Written exercise
Skip every picture, and extract verbatim the lines from the line containing "Convert this screenshot to Tailwind CSS code." to the line containing "w-[1080px] h-[2120px] overflow-hidden", both lines included.

Material for this task
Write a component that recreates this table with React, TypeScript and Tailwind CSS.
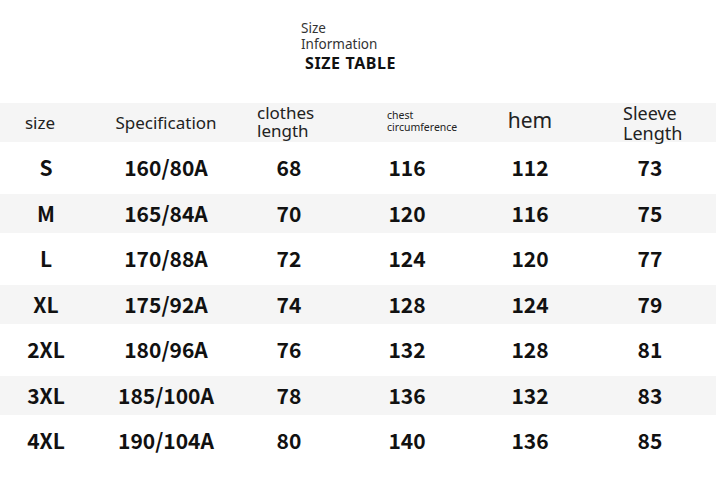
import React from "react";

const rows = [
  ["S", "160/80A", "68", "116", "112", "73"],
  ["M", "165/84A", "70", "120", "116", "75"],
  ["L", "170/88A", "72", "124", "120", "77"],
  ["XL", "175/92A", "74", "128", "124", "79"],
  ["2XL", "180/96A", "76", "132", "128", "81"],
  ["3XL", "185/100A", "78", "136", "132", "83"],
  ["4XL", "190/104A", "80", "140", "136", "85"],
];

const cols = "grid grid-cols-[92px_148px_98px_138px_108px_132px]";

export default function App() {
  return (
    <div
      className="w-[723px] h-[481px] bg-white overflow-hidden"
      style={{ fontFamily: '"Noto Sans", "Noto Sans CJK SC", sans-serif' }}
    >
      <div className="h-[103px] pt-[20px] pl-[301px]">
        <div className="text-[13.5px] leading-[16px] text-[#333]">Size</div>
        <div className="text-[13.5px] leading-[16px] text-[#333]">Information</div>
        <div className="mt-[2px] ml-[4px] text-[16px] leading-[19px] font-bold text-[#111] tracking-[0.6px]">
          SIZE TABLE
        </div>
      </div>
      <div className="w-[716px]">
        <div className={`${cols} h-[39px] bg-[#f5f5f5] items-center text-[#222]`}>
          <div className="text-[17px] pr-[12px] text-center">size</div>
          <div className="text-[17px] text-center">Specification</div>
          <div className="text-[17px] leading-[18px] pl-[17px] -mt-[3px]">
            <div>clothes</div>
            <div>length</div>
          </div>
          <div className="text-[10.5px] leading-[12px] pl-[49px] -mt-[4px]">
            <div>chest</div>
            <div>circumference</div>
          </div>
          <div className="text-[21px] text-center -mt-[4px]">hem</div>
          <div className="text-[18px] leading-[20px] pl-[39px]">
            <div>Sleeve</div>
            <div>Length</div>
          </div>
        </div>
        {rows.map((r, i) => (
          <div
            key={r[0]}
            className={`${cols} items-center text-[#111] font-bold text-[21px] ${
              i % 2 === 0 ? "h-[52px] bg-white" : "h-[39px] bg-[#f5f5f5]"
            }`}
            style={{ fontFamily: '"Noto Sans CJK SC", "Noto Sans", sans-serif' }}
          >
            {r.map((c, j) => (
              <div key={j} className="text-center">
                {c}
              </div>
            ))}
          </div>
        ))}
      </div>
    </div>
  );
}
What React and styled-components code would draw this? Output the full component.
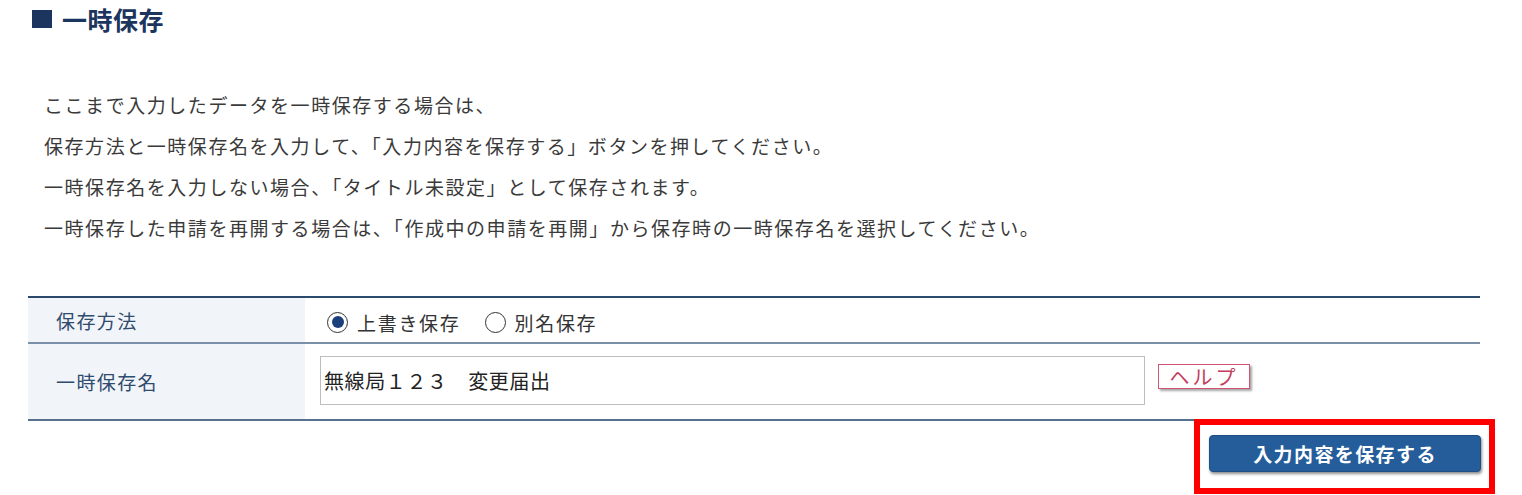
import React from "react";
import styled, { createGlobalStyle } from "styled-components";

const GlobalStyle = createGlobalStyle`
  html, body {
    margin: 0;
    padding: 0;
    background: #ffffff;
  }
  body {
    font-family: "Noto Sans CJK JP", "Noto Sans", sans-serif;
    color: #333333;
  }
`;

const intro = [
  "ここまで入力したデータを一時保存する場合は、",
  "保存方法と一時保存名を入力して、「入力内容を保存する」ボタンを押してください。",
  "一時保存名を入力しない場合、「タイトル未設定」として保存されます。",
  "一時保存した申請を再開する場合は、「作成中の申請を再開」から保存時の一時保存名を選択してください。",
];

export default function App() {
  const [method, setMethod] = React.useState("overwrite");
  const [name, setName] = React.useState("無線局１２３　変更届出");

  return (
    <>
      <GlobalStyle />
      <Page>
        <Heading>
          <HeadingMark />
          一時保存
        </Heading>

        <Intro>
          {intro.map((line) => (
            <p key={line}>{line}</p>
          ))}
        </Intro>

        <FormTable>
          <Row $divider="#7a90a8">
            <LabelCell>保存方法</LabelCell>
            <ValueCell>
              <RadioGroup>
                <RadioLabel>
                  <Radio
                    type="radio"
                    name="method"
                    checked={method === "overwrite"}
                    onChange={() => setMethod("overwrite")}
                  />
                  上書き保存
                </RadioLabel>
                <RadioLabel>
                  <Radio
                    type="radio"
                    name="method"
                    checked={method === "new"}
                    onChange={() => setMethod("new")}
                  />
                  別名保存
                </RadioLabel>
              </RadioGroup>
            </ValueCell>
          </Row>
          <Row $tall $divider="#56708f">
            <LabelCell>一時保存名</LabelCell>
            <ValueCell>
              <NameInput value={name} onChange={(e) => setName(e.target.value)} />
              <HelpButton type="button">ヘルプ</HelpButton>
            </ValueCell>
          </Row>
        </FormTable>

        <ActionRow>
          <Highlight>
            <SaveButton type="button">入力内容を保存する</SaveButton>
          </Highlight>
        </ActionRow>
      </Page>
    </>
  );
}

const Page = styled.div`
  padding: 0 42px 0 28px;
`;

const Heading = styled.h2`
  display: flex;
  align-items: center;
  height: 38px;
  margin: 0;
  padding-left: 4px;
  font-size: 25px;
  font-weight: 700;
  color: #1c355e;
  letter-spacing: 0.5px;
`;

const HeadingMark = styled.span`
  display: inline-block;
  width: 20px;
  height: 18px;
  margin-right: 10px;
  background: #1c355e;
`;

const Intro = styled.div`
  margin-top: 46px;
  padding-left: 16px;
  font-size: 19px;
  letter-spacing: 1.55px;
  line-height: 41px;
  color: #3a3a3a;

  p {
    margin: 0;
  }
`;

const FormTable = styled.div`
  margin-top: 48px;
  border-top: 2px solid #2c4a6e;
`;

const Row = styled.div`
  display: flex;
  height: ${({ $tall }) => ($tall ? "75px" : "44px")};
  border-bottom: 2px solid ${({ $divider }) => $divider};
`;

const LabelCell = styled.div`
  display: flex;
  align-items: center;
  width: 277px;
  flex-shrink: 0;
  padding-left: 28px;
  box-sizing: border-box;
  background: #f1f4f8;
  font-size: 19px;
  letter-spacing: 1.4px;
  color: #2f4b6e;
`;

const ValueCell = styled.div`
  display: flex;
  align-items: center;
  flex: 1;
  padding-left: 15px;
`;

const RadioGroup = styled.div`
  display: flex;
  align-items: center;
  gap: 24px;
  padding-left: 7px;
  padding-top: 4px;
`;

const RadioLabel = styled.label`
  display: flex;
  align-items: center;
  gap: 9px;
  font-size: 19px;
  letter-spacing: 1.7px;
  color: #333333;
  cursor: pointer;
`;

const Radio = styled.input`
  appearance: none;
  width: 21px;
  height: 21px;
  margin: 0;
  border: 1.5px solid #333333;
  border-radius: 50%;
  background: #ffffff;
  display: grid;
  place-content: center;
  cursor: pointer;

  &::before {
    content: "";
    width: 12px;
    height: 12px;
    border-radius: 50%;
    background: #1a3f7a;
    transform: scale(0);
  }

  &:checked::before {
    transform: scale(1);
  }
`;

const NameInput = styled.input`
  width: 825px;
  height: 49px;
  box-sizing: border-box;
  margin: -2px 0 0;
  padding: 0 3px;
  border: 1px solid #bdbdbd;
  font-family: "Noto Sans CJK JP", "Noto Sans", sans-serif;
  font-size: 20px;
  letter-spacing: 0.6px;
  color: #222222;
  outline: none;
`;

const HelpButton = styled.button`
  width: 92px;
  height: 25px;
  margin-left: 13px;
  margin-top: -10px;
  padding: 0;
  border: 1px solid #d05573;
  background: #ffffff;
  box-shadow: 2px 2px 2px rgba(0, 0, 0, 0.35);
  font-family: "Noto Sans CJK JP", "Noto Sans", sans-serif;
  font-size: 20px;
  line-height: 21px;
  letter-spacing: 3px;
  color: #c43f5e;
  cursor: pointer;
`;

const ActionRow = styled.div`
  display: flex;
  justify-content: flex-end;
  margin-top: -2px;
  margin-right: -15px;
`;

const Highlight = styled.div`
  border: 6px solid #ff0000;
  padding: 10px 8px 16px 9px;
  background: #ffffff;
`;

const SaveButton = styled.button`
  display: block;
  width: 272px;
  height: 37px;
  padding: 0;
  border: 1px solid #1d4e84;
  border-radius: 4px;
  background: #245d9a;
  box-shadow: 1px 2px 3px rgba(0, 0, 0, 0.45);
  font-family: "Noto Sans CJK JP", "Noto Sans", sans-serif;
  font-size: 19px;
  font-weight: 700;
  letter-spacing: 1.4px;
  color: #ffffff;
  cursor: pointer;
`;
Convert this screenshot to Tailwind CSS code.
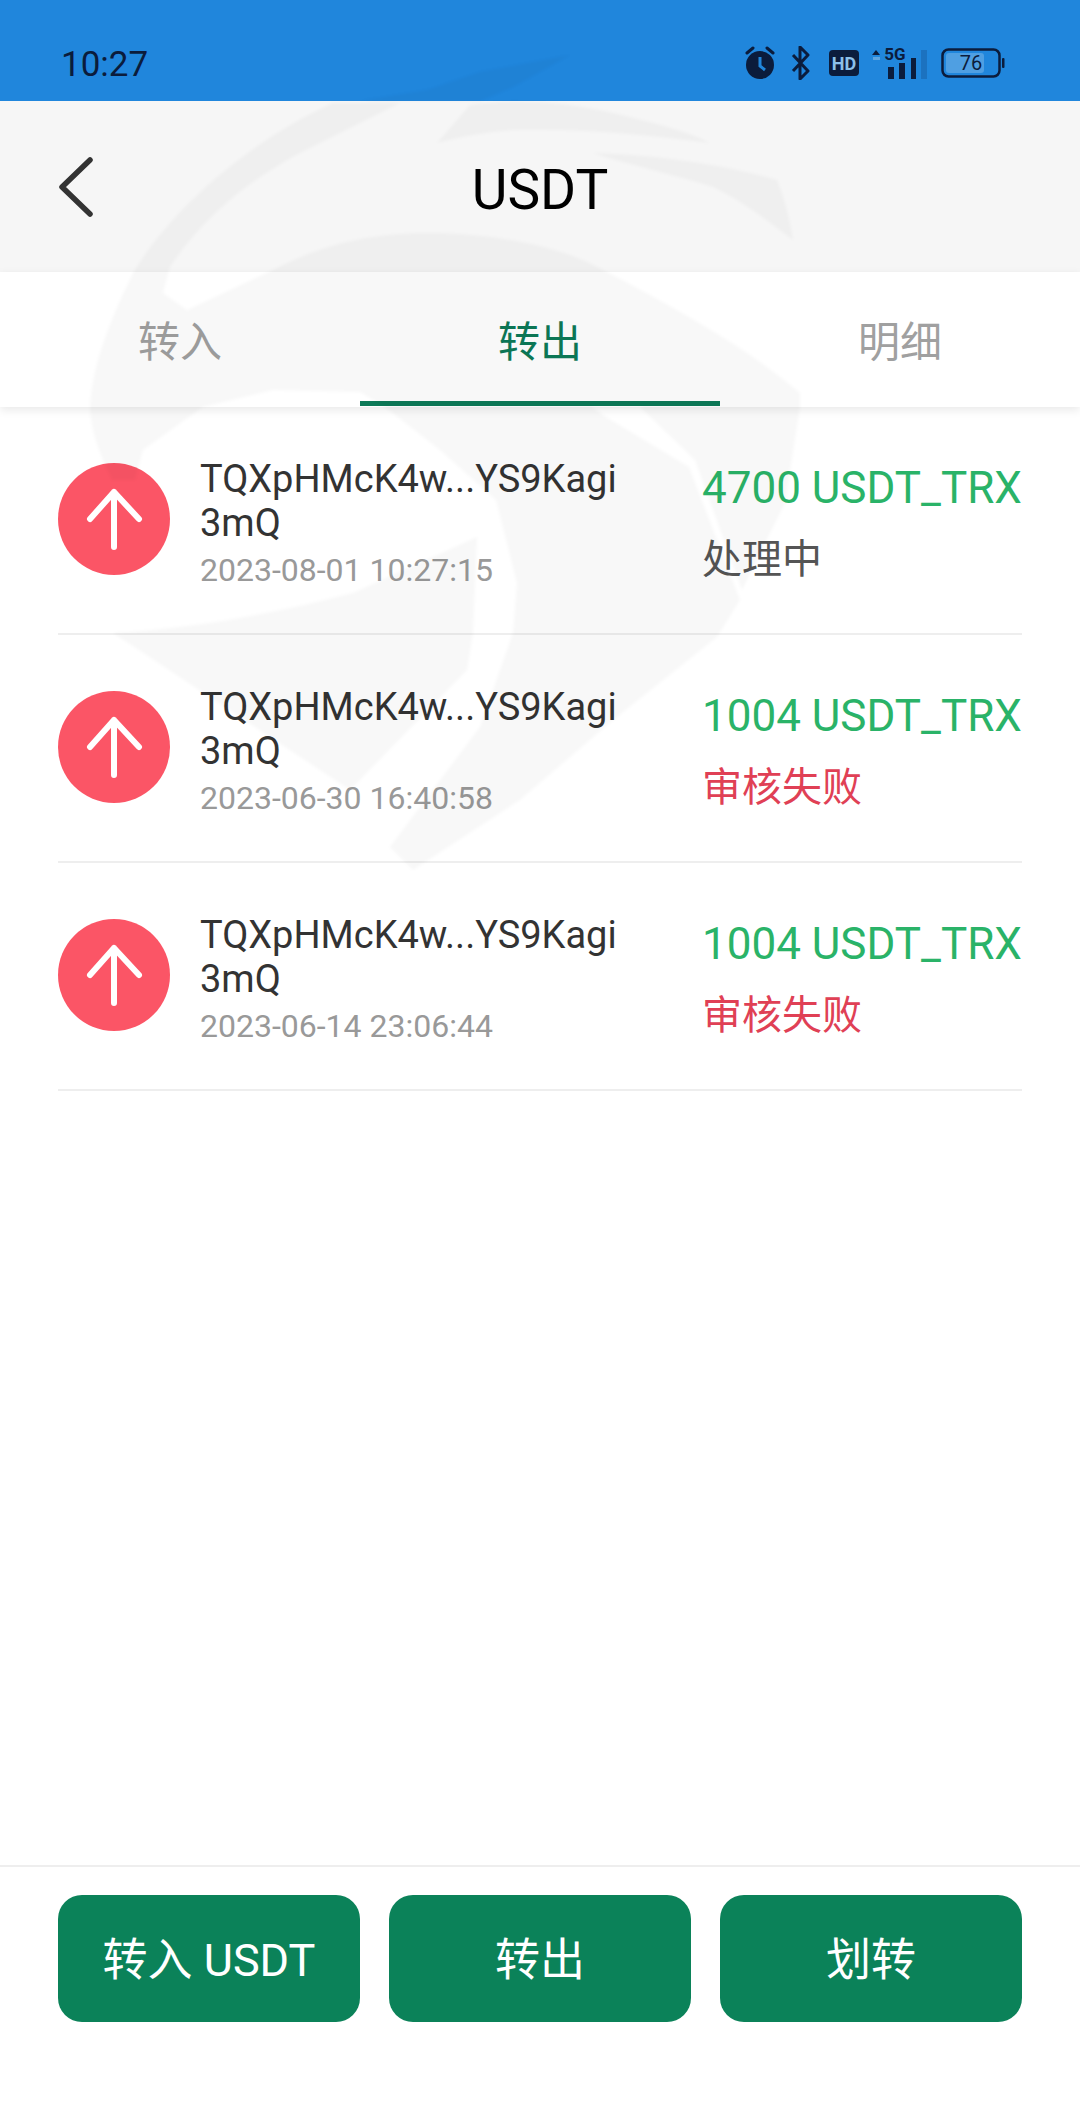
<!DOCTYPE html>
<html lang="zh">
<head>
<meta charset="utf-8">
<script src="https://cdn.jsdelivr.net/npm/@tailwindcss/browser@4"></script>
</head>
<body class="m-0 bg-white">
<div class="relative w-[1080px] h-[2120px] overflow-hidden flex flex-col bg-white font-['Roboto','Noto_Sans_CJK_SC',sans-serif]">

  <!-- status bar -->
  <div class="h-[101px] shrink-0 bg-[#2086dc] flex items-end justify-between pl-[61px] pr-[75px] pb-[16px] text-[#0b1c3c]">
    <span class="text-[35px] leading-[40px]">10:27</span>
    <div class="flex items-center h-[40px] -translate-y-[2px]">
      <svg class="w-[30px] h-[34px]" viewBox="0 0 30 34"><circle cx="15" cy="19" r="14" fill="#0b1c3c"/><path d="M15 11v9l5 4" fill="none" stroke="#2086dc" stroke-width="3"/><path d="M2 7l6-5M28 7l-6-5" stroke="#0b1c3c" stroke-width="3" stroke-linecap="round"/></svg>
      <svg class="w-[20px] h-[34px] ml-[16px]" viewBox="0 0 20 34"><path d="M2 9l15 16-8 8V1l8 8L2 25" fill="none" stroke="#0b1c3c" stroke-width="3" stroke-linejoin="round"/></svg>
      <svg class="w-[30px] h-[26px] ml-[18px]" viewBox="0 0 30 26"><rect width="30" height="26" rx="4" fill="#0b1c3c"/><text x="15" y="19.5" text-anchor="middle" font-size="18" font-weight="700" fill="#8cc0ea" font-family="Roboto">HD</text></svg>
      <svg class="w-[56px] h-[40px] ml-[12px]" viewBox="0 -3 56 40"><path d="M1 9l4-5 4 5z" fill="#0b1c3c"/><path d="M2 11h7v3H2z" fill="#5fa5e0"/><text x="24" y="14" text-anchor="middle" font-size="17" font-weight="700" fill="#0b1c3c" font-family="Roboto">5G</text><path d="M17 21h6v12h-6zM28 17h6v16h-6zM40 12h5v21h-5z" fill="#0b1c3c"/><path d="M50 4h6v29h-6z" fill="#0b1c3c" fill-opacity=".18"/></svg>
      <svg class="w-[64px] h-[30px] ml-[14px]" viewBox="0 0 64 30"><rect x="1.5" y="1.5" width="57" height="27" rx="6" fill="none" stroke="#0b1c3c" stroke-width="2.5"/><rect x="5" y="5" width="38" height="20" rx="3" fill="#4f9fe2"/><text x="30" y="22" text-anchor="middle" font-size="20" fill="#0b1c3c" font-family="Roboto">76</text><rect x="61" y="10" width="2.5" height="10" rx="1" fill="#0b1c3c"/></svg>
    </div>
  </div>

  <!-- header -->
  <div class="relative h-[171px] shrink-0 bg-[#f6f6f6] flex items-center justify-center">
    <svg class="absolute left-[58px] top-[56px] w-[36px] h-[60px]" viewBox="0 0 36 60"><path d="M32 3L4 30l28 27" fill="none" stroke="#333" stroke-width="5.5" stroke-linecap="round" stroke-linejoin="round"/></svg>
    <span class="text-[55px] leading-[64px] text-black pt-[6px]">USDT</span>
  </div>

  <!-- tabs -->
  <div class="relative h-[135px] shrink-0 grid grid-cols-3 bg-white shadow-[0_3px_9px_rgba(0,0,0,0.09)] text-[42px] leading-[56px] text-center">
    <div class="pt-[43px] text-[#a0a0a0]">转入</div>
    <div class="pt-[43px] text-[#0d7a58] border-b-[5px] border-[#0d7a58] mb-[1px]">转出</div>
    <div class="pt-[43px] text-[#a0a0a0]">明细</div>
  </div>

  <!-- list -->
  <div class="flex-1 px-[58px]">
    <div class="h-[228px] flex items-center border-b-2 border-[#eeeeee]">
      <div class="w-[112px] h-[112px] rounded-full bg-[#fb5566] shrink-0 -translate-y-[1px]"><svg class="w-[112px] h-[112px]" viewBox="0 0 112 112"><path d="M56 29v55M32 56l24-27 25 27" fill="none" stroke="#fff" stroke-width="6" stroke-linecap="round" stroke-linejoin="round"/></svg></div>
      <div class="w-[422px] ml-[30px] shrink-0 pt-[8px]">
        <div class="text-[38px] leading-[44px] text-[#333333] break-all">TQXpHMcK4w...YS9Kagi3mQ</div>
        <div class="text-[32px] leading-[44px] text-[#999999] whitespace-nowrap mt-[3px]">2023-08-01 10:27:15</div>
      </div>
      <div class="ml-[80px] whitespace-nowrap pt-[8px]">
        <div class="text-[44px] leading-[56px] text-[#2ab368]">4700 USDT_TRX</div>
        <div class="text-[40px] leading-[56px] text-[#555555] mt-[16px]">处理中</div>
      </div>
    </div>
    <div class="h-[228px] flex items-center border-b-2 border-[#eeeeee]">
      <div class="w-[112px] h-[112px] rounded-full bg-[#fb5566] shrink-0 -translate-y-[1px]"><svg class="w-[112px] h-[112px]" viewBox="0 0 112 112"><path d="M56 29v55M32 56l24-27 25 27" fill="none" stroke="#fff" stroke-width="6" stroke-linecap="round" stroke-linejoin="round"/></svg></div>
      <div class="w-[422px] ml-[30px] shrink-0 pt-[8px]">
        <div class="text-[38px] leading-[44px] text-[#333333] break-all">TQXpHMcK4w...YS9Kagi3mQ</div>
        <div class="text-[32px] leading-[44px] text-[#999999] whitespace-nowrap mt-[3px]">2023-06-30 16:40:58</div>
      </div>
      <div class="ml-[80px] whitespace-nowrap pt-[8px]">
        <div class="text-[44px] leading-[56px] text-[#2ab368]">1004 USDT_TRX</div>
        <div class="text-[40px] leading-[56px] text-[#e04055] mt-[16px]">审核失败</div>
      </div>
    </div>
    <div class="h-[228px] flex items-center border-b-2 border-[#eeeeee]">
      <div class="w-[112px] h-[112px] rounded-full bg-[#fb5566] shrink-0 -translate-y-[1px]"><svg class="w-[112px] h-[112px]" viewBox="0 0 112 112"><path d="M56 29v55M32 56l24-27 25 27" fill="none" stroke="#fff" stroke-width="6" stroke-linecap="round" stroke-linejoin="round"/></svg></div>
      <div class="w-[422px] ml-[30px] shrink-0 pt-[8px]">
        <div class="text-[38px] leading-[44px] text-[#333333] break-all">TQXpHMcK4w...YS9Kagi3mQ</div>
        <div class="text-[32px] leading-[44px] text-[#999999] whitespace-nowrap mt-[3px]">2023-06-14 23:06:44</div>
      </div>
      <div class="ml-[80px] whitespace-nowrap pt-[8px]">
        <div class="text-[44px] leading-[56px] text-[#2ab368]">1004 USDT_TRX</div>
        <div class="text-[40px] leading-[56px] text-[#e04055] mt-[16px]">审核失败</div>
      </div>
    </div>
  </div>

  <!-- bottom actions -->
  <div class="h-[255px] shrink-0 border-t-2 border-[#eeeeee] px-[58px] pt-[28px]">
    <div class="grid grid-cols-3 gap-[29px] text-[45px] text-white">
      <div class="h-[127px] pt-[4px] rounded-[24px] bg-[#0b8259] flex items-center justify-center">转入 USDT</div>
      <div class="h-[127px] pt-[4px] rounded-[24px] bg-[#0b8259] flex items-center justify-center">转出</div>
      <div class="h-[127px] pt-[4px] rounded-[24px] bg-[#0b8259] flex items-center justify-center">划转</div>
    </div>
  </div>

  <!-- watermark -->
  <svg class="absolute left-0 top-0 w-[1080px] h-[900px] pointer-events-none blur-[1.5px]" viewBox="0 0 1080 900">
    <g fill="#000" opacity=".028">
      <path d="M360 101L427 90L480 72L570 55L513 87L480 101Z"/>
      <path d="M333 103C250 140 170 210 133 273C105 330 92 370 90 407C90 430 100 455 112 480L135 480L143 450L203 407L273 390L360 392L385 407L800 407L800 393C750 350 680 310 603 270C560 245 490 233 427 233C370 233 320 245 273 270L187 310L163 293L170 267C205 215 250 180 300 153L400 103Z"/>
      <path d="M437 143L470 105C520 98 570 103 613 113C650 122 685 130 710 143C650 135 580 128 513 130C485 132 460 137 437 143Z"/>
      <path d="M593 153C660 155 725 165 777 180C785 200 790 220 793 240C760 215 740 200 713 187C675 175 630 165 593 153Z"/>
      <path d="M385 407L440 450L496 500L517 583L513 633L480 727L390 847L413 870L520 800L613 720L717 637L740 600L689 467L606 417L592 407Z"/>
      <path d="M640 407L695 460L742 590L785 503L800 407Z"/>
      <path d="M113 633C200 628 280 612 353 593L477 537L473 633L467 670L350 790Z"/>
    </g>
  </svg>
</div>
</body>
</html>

Solution to the exercise
Convert this screenshot to Tailwind CSS code.
<!DOCTYPE html>
<html lang="zh">
<head>
<meta charset="utf-8">
<script src="https://cdn.jsdelivr.net/npm/@tailwindcss/browser@4"></script>
</head>
<body class="m-0 bg-white">
<div class="relative w-[1080px] h-[2120px] overflow-hidden flex flex-col bg-white font-['Roboto','Noto_Sans_CJK_SC',sans-serif]">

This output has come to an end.